Our discussion of the book must start with Van Helvert’s own Darwin mania – if only because we are sitting in front of an impressive bookcase full of volumes by Darwin. A wall of the brown and green spines of countless editions of Darwin’s books published in Britain and elsewhere during his lifetime. A collection Van Helvert started on the advice of a colleague.
You collect these thanks to a colleague?
‘Yes. Dick Peters, one of my supervisors when I was a student, came to my office one day. You are too busy, he said, you need a hobby. And he chucked a catalogue of a Darwin auction in London onto my desk. That was in 1992.’
And? Did you buy anything?
‘A third edition of On the Origin of Species. I wanted to bid for the second edition really, but bidding started at 2000 pounds and that was too much for me. First editions are totally out of reach for ordinary mortals nowadays. There was a very fine one for sale there, which was valued at 12,000 to 15,000 pounds. Bidding started at 9500 but nobody bid. Later I asked what had happened to that copy. Not long after the auction it sold for 30,000 dollars in America. Now it’s worth 400,000. It’s an expensive hobby.’
You’ve got a lot, but not everything. What is still on your financially doable list?
‘The first edition of The Descent of Man. I must get hold of that. Without that book, there’s a gap in my collection. The first edition, I mean: I’ve got most of the subsequent editions. It gets put up for sale quite often but so far there hasn’t been a copy that was acceptable to me at a moment when I could afford it. Because that’s another criterion of mine – they’ve got to be “fine copies”, as they are called. Not a repaired or rebound copy – I’m not interested in those. They are not original or attractive enough for me.’
There are a lot of Darwin collectors but Paul van Helvert can lay claim to being the biggest in the Netherlands.
You are too busy, he said, you need a hobby
He is not just a collector of Darwin’s work, but also a great expert on the subject. His collection of books about Darwin is at least as big as that of Darwin’s own books. And now he can add a volume of his own: Darwin. A Companion. A kind of sequel to Charles Darwin. A Companion, published in 1978 by R.B Freeman.
What happened to the Charles in the earlier book’s title?
‘We left it out to make clear this is a different book. It’s not a second edition but a new version. The book is based on the first one, but it is far more extensive. The first book was 100,000 words and this one is 235,000. There are loads of new topics in it.’
Was this a book that had to be written?
‘Yes. There is a demand for it. There are lots of good things in the 1978 edition, but there are a great many mistakes in it too. So the new version had to be done at some point. Freeman toyed with the idea himself, but he passed away in 1985.’
‘It came my way, really. I met John van Wyhe in Cambridge in 2009. He manages the Darwin Online website and he had put Freeman’s book on it two years previously. I said, ‘You do know there are a lot of mistakes in that book, don’t you?’ And he replied, ‘Then it’s time you corrected it.’ To be honest, that had been in the back of my mind for some time, but I was daunted by the task. I knew it would be an awful lot of work. You’ve got to be really keen to painstakingly correct a book from A to Z.

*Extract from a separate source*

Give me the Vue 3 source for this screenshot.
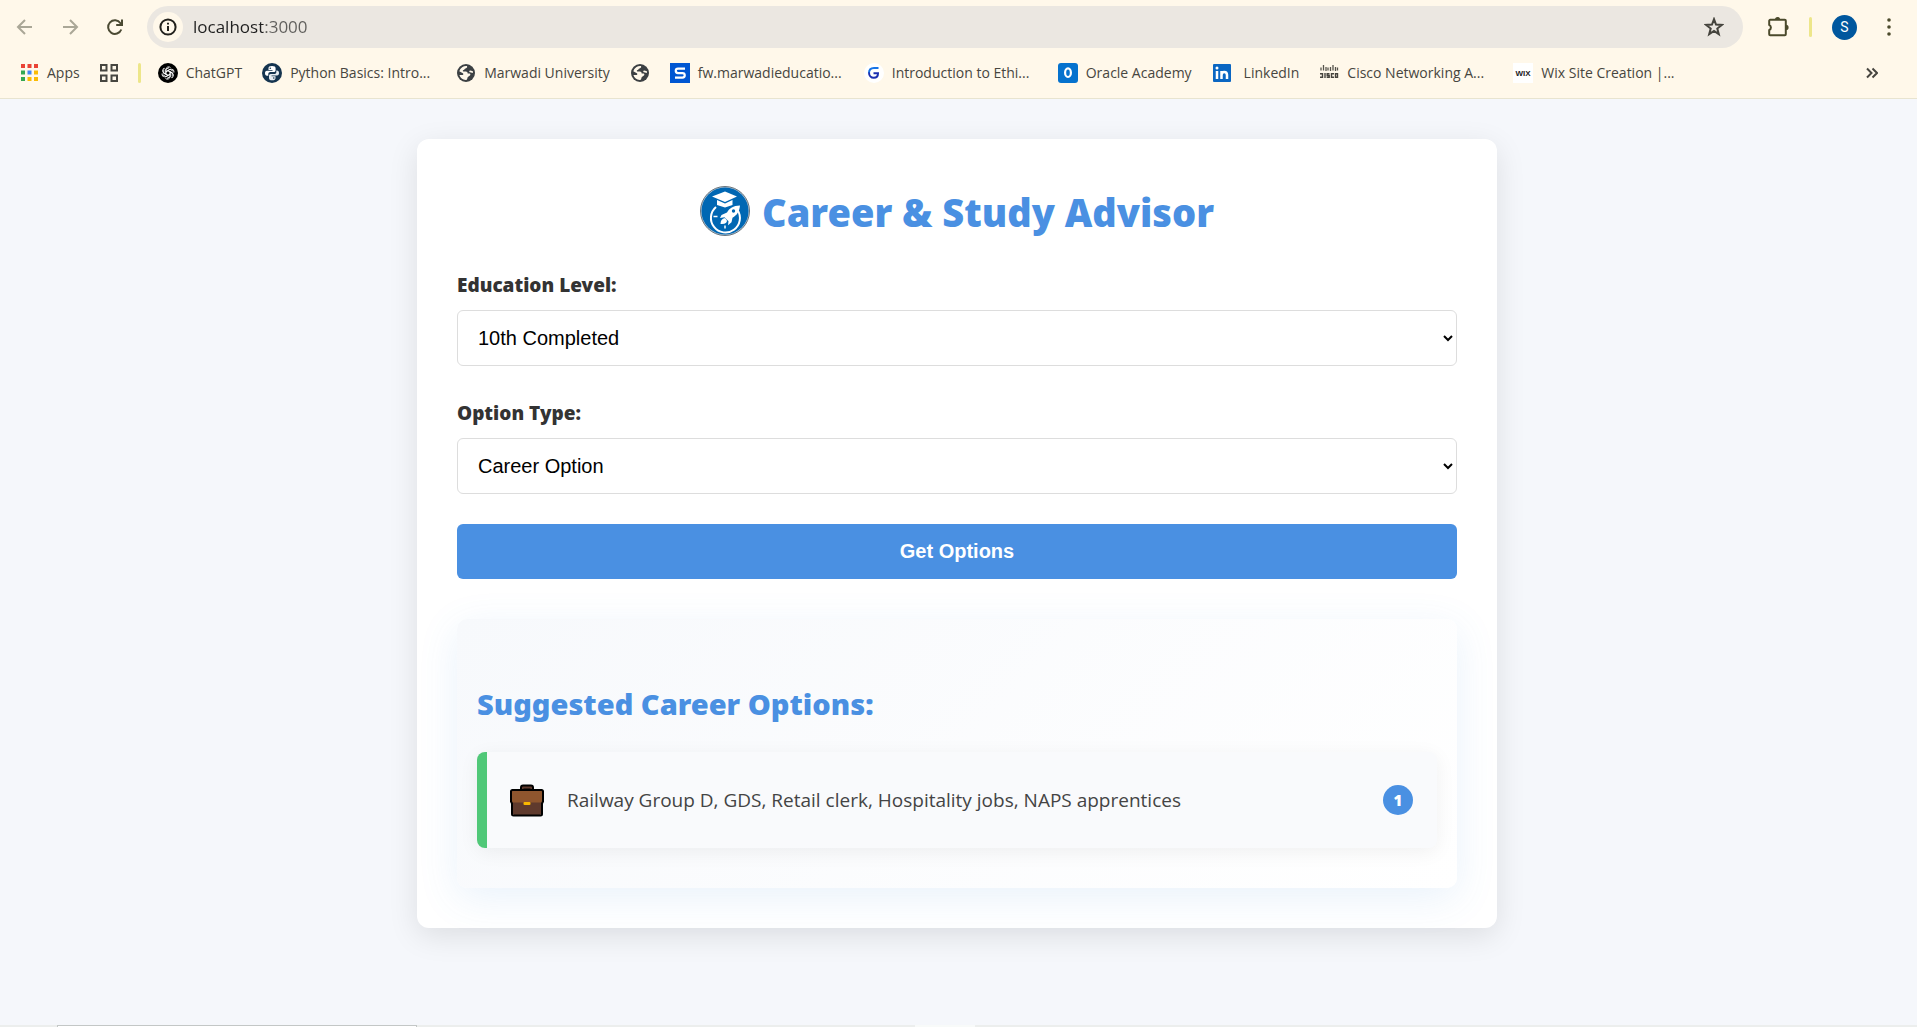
<script setup>
import { ref } from 'vue'

const address = ref('localhost:3000')
const level = ref('10th Completed')
const type = ref('Career Option')
const levels = ['10th Completed', '12th Completed', 'Graduate']
const types = ['Career Option', 'Study Option']
const suggestions = ['Railway Group D, GDS, Retail clerk, Hospitality jobs, NAPS apprentices']

const bookmarks = [
  { icon: 'chatgpt', text: 'ChatGPT' },
  { icon: 'python', text: 'Python Basics: Intro...', cut: true },
  { icon: 'globe', text: 'Marwadi University' },
  { icon: 'globe', text: '' },
  { icon: 'samarth', text: 'fw.marwadieducatio...', cut: true },
  { icon: 'great', text: 'Introduction to Ethi...', cut: true },
  { icon: 'oracle', text: 'Oracle Academy' },
  { icon: 'linkedin', text: 'LinkedIn', wide: true },
  { icon: 'cisco', text: 'Cisco Networking A...', cut: true },
  { icon: 'wix', text: 'Wix Site Creation |...', cut: true },
]
const dots = ['#ea4335', '#ea4335', '#ea4335', '#34a853', '#4285f4', '#fbbc04', '#34a853', '#fbbc04', '#fbbc04']
</script>

<template>
  <div class="window">
    <header class="chrome">
      <div class="toolbar">
        <button class="nav faded" aria-label="Back">
          <svg width="20" height="20" viewBox="0 0 20 20"><path d="M17 10H3.500M10 3L3 10l7 7" /></svg>
        </button>
        <button class="nav faded" aria-label="Forward">
          <svg width="20" height="20" viewBox="0 0 20 20"><path d="M3 10h13.500M10 3l7 7-7 7" /></svg>
        </button>
        <button class="nav" aria-label="Reload">
          <svg width="20" height="20" viewBox="0 0 20 20"><path d="M16.300 12.500A6.800 6.800 0 1 1 15.500 6.200L17 8M17 2.500V8h-5.800" /></svg>
        </button>
        <div class="omnibox">
          <button class="info" aria-label="Site information">
            <svg width="18" height="18" viewBox="0 0 18 18"><circle cx="9" cy="9" r="7.600" /><path d="M9 8v5M9 4.800v1.800" /></svg>
          </button>
          <input v-model="address" class="address" aria-label="Address" spellcheck="false" />
          <button class="star" aria-label="Bookmark this page">
            <svg width="20" height="20" viewBox="0 0 20 20"><path d="M10 2.200l2 5.400 5.800.3-4.500 3.700 1.500 5.600L10 14l-4.800 3.200 1.500-5.600L2.200 7.900 8 7.600z" /></svg>
          </button>
        </div>
        <button class="puzzle" aria-label="Extensions">
          <svg width="22" height="22" viewBox="0 0 22 22">
            <path d="M3.500 3.800h14.300a1 1 0 0 1 1 1v13.400a1 1 0 0 1-1 1H3.200a1 1 0 0 1-1-1v-4a3 3 0 0 0 0-5.400v-4a1 1 0 0 1 1-1z" />
            <path class="solid" d="M8 3.500a2.600 2.600 0 0 1 5.200 0zM19 8.800a2.600 2.600 0 0 1 0 5.200z" />
          </svg>
        </button>
        <span class="divider"></span>
        <button class="avatar" aria-label="Profile">S</button>
        <button class="menu" aria-label="Menu">
          <svg width="4" height="18" viewBox="0 0 4 18"><circle cx="2" cy="2" r="1.800" /><circle cx="2" cy="9" r="1.800" /><circle cx="2" cy="16" r="1.800" /></svg>
        </button>
      </div>

      <nav class="bookmarks">
        <a href="#" class="bookmark apps">
          <svg width="18" height="18" viewBox="0 0 18 18">
            <rect v-for="(c, i) in dots" :key="i" :x="(i % 3) * 6.5" :y="Math.floor(i / 3) * 6.5" width="4" height="4" :fill="c" />
          </svg>
          <span>Apps</span>
        </a>
        <button class="grid" aria-label="Tab groups">
          <svg width="18" height="18" viewBox="0 0 18 18"><path d="M1 1h5.500v5.500H1zM11.500 1H17v5.500h-5.500zM1 11.500h5.500V17H1zM11.500 11.500H17V17h-5.500z" /></svg>
        </button>
        <span class="divider"></span>
        <a v-for="(b, i) in bookmarks" :key="i" href="#" class="bookmark" :class="{ cut: b.cut, wide: b.wide }" :aria-label="b.text || 'Bookmark'">
          <svg v-if="b.icon === 'chatgpt'" width="20" height="20" viewBox="0 0 20 20">
            <circle cx="10" cy="10" r="10" fill="#000" />
            <g fill="none" stroke="#fff" stroke-width="0.9">
              <path v-for="n in 6" :key="n" :transform="`rotate(${n * 60} 10 10)`" d="M8 11.200V6.400a2.600 2.600 0 0 1 4.600-1.600M8 8.600l4-2.300 3.200 1.900" />
            </g>
          </svg>
          <svg v-else-if="b.icon === 'python'" width="20" height="20" viewBox="0 0 20 20">
            <circle cx="10" cy="10" r="10" fill="#15344f" />
            <path fill="#fff" d="M10 3c-2.500 0-3.500.8-3.500 2.300V7h4v.8H5C3.500 7.800 3 9 3 10.300s.7 2.500 2 2.500h1.300V11c0-1 .9-1.900 2-1.900h3.500c1 0 1.800-.8 1.800-1.800v-2C13.600 3.800 12.500 3 10 3z" />
            <path fill="#e7edf2" d="M10 17.200c2.500 0 3.500-.8 3.500-2.300v-1.700h-4v-.8H15c1.500 0 2-1.200 2-2.400s-.7-2.500-2-2.500h-.7v1.700c0 1-.9 1.900-2 1.900H8.800c-1 0-1.800.8-1.800 1.800v2c0 1.500 1 2.300 3 2.300z" />
            <circle cx="8.300" cy="5.200" r=".8" fill="#15344f" /><circle cx="11.800" cy="15" r=".8" fill="#15344f" />
          </svg>
          <svg v-else-if="b.icon === 'globe'" width="20" height="20" viewBox="0 0 20 20">
            <circle cx="10" cy="10" r="9" fill="#3c4043" />
            <path fill="#fff8ea" d="M11 3.100c.5 1.300-.1 2.200-1.500 2.400-1.100.2-.8 1.300-1.900 1.600-.8.200-1 .9-.4 1.400h2.600c1.200 0 1.900.9 1.900 2.100h1.800c.9 0 1.200 1.400.4 2l-1.700 1.200c-.6.500-.9.900-.9 1.600 0 .9-.7 1.500-1.600 1.500A7 7 0 0 1 3.400 12h3.200c.9 0 1-1.200.3-1.700L3.300 8.300A7.100 7.100 0 0 1 11 3.100z" />
            <path fill="#fff8ea" d="M16.700 7.900c-1.100.3-1.900-.6-2.800-.4-.9.300-.9 1.600.1 1.800l2.900.7c.1-.7 0-1.400-.2-2.100z" />
          </svg>
          <svg v-else-if="b.icon === 'samarth'" width="20" height="20" viewBox="0 0 20 20">
            <rect width="20" height="20" fill="#0056d2" />
            <path fill="none" stroke="#fff" stroke-width="2.200" d="M15 5.600H8a2 2 0 0 0 0 4.500h4.500a2.200 2.200 0 0 1 0 4.500H5" />
          </svg>
          <svg v-else-if="b.icon === 'great'" width="20" height="20" viewBox="0 0 20 20">
            <circle cx="10" cy="10" r="10" fill="#fff" />
            <path fill="none" stroke="#1573e6" stroke-width="2" d="M14.500 5H10C7 5 5 7 5 10" />
            <path fill="none" stroke="#1b2fb0" stroke-width="2" d="M5 9.500c0 3 2 5.300 4.800 5.300 2.600 0 4.200-1.800 4.200-4.500H9.500" />
          </svg>
          <svg v-else-if="b.icon === 'oracle'" width="20" height="20" viewBox="0 0 20 20">
            <rect width="20" height="20" rx="3" fill="#0572ce" />
            <ellipse cx="10" cy="9.700" rx="2.900" ry="4.300" fill="none" stroke="#fff" stroke-width="2.200" />
          </svg>
          <svg v-else-if="b.icon === 'linkedin'" width="20" height="20" viewBox="0 0 20 20">
            <rect x="1" y="1" width="18" height="18" rx="1" fill="#0a66c2" />
            <path fill="none" stroke="#fff" stroke-width="2.500" d="M5 8v8M9.500 16V8M9.500 12c0-4 5.500-4 5.500 0v4" />
            <circle cx="5" cy="5" r="1.500" fill="#fff" />
          </svg>
          <svg v-else-if="b.icon === 'cisco'" width="20" height="20" viewBox="0 0 20 20">
            <path fill="none" stroke="#55534c" stroke-width="1.300" d="M2 4.500v3M4.500 2v5.500M7 4v4M9 4.500v3M11.500 4v4M14 2v5.500M16.500 4v4M18.500 4.500v3" />
            <path fill="none" stroke="#45433d" stroke-width="1.400" d="M1 10.700h2.500v3.600H1M6 10v5M10.500 10.700H8.200v1.800h2v1.800H7.700M15 10.700h-2.500v3.600H15M16.500 10.700h2v3.600h-2z" />
          </svg>
          <svg v-else width="20" height="20" viewBox="0 0 20 20">
            <rect width="20" height="20" fill="#fff" />
            <text x="10" y="13" text-anchor="middle" class="wix">WIX</text>
          </svg>
          <span v-if="b.text">{{ b.text }}</span>
        </a>
        <button class="more" aria-label="More bookmarks">
          <svg width="12" height="12" viewBox="0 0 12 12"><path d="M1 1.500L5.500 6 1 10.500M6.500 1.500L11 6l-4.500 4.500" /></svg>
        </button>
      </nav>
    </header>

    <main class="page">
      <section class="card">
        <h1>
          <svg class="logo" width="50" height="50" viewBox="0 0 50 50">
            <circle cx="25" cy="25" r="24.500" fill="#a9c3d8" stroke="#6b747b" />
            <circle cx="25" cy="25" r="23.500" fill="#0067b3" />
            <path d="M16 21a14.500 14.500 0 1 0 21.500 3" fill="none" stroke="#fff" stroke-width="2" />
            <path d="M12 10.500L25 5.500l12 5-12 5.500z" fill="#fff" />
            <path d="M17 14l8 3.500 7.500-3.500v5L25 21.500 17 19z" fill="#fff" />
            <path d="M40 19.500c-7 .3-10.500 2.500-13 7l-5.500 2.500-1.500 3 4.500-.8 4 4-.5 4 3.500-3 1-4.500c4.500-2.500 6.800-6 7.500-12.200z" fill="#fff" />
            <circle cx="33.500" cy="25" r="1.700" fill="#0067b3" />
            <path d="M20.500 38c0-3.500 1.300-5.500 4.500-6l2 2.500c0 2.500-2 4-6.500 3.500z" fill="#fff" />
            <path d="M13.500 30.500h4M25 39.500v3" stroke="#fff" stroke-width="1.500" />
          </svg>
          <span>Career &amp; Study Advisor</span>
        </h1>

        <form @submit.prevent>
          <div class="field">
            <label for="level">Education Level:</label>
            <select id="level" v-model="level">
              <option v-for="l in levels" :key="l">{{ l }}</option>
            </select>
          </div>
          <div class="field">
            <label for="type">Option Type:</label>
            <select id="type" v-model="type">
              <option v-for="t in types" :key="t">{{ t }}</option>
            </select>
          </div>
          <button class="submit" type="submit">Get Options</button>
        </form>

        <section class="results">
          <h2>Suggested Career Options:</h2>
          <ul>
            <li v-for="(s, i) in suggestions" :key="s">
              <svg class="case" width="36" height="36" viewBox="0 0 36 36">
                <path d="M12 8V5.500a2 2 0 0 1 2-2h8a2 2 0 0 1 2 2V8" fill="#5f3a2d" stroke="#000" stroke-width="2" />
                <path d="M14.500 7.500h7" stroke="#000" stroke-width="2" />
                <path d="M3 20h30l-1 12a2 2 0 0 1-2 1.500H6A2 2 0 0 1 4 32z" fill="#5f3a2d" />
                <path d="M2 20.500V9.500a1.500 1.500 0 0 1 1.500-1.500h29A1.500 1.500 0 0 1 34 9.500v11z" fill="#8f562e" />
                <path d="M3.500 8h29A1.500 1.500 0 0 1 34 9.500v10l-1 2V32a1.500 1.500 0 0 1-1.500 1.500h-27A1.500 1.500 0 0 1 3 32V21.500l-1-2v-10A1.500 1.500 0 0 1 3.500 8z" fill="none" stroke="#000" stroke-width="2" />
                <rect x="14.500" y="20" width="7" height="3" rx="1" fill="#f9b800" />
              </svg>
              <span class="text">{{ s }}</span>
              <span class="badge">{{ i + 1 }}</span>
            </li>
          </ul>
        </section>
      </section>
    </main>

    <footer class="taskbar"><span class="search"></span><span class="active"></span></footer>
  </div>
</template>

<style>
body {
  margin: 0;
  background: #f5f7fb;
}
</style>

<style scoped>
* {
  box-sizing: border-box;
}
.window {
  display: flex;
  flex-direction: column;
  min-height: 100vh;
  font-family: "Noto Sans", "Open Sans", sans-serif;
  color: #333;
}
button {
  padding: 0;
  border: 0;
  background: none;
  font-family: inherit;
}
svg {
  display: block;
  flex: none;
}
.chrome {
  height: 99px;
  background: #fff8ea;
  border-bottom: 1px solid #e8e4d0;
}
.toolbar {
  display: flex;
  align-items: center;
  height: 48px;
  padding: 6px 26px 0 15px;
}
.toolbar svg path,
.info circle {
  fill: none;
  stroke: currentColor;
  stroke-width: 2;
}
.nav {
  margin-right: 25px;
  color: #4b4a33;
}
.nav.faded {
  color: #aaa797;
}
.nav:nth-child(3) {
  margin-right: 22px;
}
.omnibox {
  display: flex;
  flex: 1;
  align-items: center;
  height: 42px;
  padding: 0 19px 0 6px;
  border-radius: 21px;
  background: #ebe7e1;
}
.info {
  display: grid;
  place-items: center;
  width: 30px;
  height: 30px;
  border-radius: 50%;
  background: #fff8ea;
  color: #22211c;
}
.address {
  flex: 1;
  min-width: 0;
  margin-left: 10px;
  padding: 0;
  border: 0;
  outline: 0;
  background: linear-gradient(90deg, #1f1f1f 70px, #5f5e5b 70px);
  background-clip: text;
  color: transparent;
  font: 17px/24px "Open Sans", sans-serif;
}
.star {
  color: #45443d;
}
.puzzle {
  margin-left: 24px;
  color: #4b4a2c;
}
.toolbar svg .solid {
  fill: currentColor;
  stroke: none;
}
.divider {
  width: 3px;
  height: 20px;
  border-radius: 2px;
  background: #ede68a;
}
.toolbar .divider {
  margin: 0 20px;
}
.avatar {
  width: 25px;
  height: 25px;
  border-radius: 50%;
  background: #00579e;
  color: #fff;
  font: 14px/25px Roboto, sans-serif;
}
.menu {
  margin-left: 30px;
  color: #4b4a2c;
}
.menu circle {
  fill: currentColor;
}
.bookmarks {
  display: flex;
  align-items: center;
  gap: 20px;
  height: 50px;
  padding: 0 39px 0 21px;
}
.bookmarks .divider {
  margin-right: -3px;
}
.bookmark {
  display: flex;
  align-items: center;
  gap: 8px;
  color: #474640;
  font-family: "Open Sans", sans-serif;
  font-size: 14px;
  line-height: 20px;
  text-decoration: none;
  white-space: nowrap;
}
.bookmark.cut span {
  width: 146px;
}
.bookmark.wide {
  gap: 12px;
}
.grid path,
.more path {
  fill: none;
  stroke: #474640;
  stroke-width: 2;
}
.wix {
  font: 700 8px "Liberation Sans", sans-serif;
  fill: #222;
}
.more {
  margin-left: auto;
}
.page {
  flex: 1;
  padding: 40px 3px 40px 0;
}
.card {
  max-width: 1080px;
  margin: 0 auto;
  padding: 40px;
  border-radius: 12px;
  background: #fff;
  box-shadow: 0 8px 30px rgba(0, 0, 0, 0.1);
}
h1 {
  display: flex;
  align-items: center;
  justify-content: center;
  gap: 12px;
  margin: 0 0 27px;
  color: #4a90e2;
  font-size: 38px;
  font-weight: 900;
  line-height: 62px;
}
h1 span {
  padding-top: 2px;
}
.field {
  margin-bottom: 32px;
}
.field:nth-of-type(2) {
  margin-bottom: 30px;
}
label {
  display: block;
  margin-bottom: 10px;
  font-size: 19px;
  font-weight: 900;
  line-height: 30px;
}
select {
  display: block;
  width: 100%;
  height: 56px;
  padding: 0 16px;
  border: 1px solid #ddd;
  border-radius: 6px;
  background: #fff;
  color: #000;
  font: 20px "Liberation Sans", sans-serif;
}
.submit {
  display: block;
  width: 100%;
  height: 55px;
  border-radius: 6px;
  background: #4a90e2;
  color: #fff;
  font: 700 20px "Liberation Sans", sans-serif;
}
.results {
  margin-top: 40px;
  padding: 63px 20px 20px;
  border-radius: 10px;
  background: linear-gradient(135deg, #f7f9fc, #fff);
  box-shadow: 0 10px 40px rgba(74, 144, 226, 0.12);
}
h2 {
  margin: 0 0 26px;
  color: #4a90e2;
  font-size: 29px;
  font-weight: 900;
  line-height: 44px;
}
ul {
  margin: 0;
  padding: 0;
  list-style: none;
}
li {
  display: flex;
  align-items: center;
  height: 96px;
  margin-bottom: 20px;
  padding: 0 24px 0 22px;
  border-left: 10px solid #50c878;
  border-radius: 8px;
  background: #f9fafc;
  box-shadow: 0 4px 20px rgba(0, 0, 0, 0.06);
}
.text {
  flex: 1;
  margin-left: 22px;
  color: #444;
  font-family: "Open Sans", sans-serif;
  font-size: 19px;
  line-height: 30px;
}
.badge {
  width: 30px;
  height: 30px;
  border-radius: 50%;
  background: #4a90e2;
  color: #fff;
  font-size: 15px;
  font-weight: 900;
  line-height: 30px;
  text-align: center;
}
.taskbar {
  display: flex;
  height: 2px;
  padding-left: 57px;
  background: #eceeed;
}
.search {
  width: 360px;
  border: 1px solid #c3c7c6;
  border-bottom: 0;
  background: #fff;
}
.active {
  width: 60px;
  margin-left: 498px;
  background: #f8faf9;
}
</style>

It’s a useful, worthwhile book, but it is not a scientific work
It is the sort of work that suits me, though: checking things, correcting facts, collecting material and adding things. And that was how we divided the roles. Van Wijhe did all the iconography, with an overview of all the known pictures of Darwin taken throughout his life. I did the rest of the book.’
The book includes lists of all the 350 visitors Darwin received (individuals, couples and groups), the 38 different theories about his illness, and an inventory of the 130 tributes to him around the world, ranging from postage stamps to statues. You name it, it’s in there
Who wants to know all that?
‘There are enough Darwin maniacs in this world. It’s not so much a question of wanting to know as wanting to have the information. There’s a difference there: it’s about access to information. I can well imagine that not everyone is all that interested in how many times Charles Darwin’s neighbour popped in, but there are people who want to know about that.’
The Darwinstraat in Ede is missing from the summary of street names
‘A list of all the Darwin streets in the world would be a volume in itself. On some topics, we just give an impression, and our choices are subjective. The book had to be affordable, and a complete encyclopaedia on Darwin would be impossible. But we did for example aim at a complete list of all the plants named after Darwin. There are already more than 700 of them at this point.’
If time travel were possible, which day in the life of Darwin would you like to witness?
‘18 June 1858. That was the day he got Wallace’s letter enclosing his article on natural selection. On that day, Darwin realized he was actually too late. He had already started writing his major work The Origin. At the time, Wallace was on Celebes in Indonesia, where he posted the letter on 9 March. The letter has since been lost. A few years ago, a controversy blew up around the date on which Darwin received the letter. Might he have received it earlier after all, and had he secretly lifted some of Wallace’s ideas? We now have enough evidence that that was not the case. But it would be nice if I could go back in time and talk to the postman. Just to check whether it really was 18 June.’
Is this book your life’s work?
‘No. This is something that had to be done. It’s a nice book and it contains a lot of information. It’s useful and worthwhile, but it is not a scientific work. The question that has never adequately been answered is: how did Darwin arrive at his theory of evolution? What led him to it? There are a few well-argued theories, but I don’t find any of them satisfactory. I’ve been thinking about this for 30 years. That’s the book I would love to write. But whether I ever will, I don’t know.’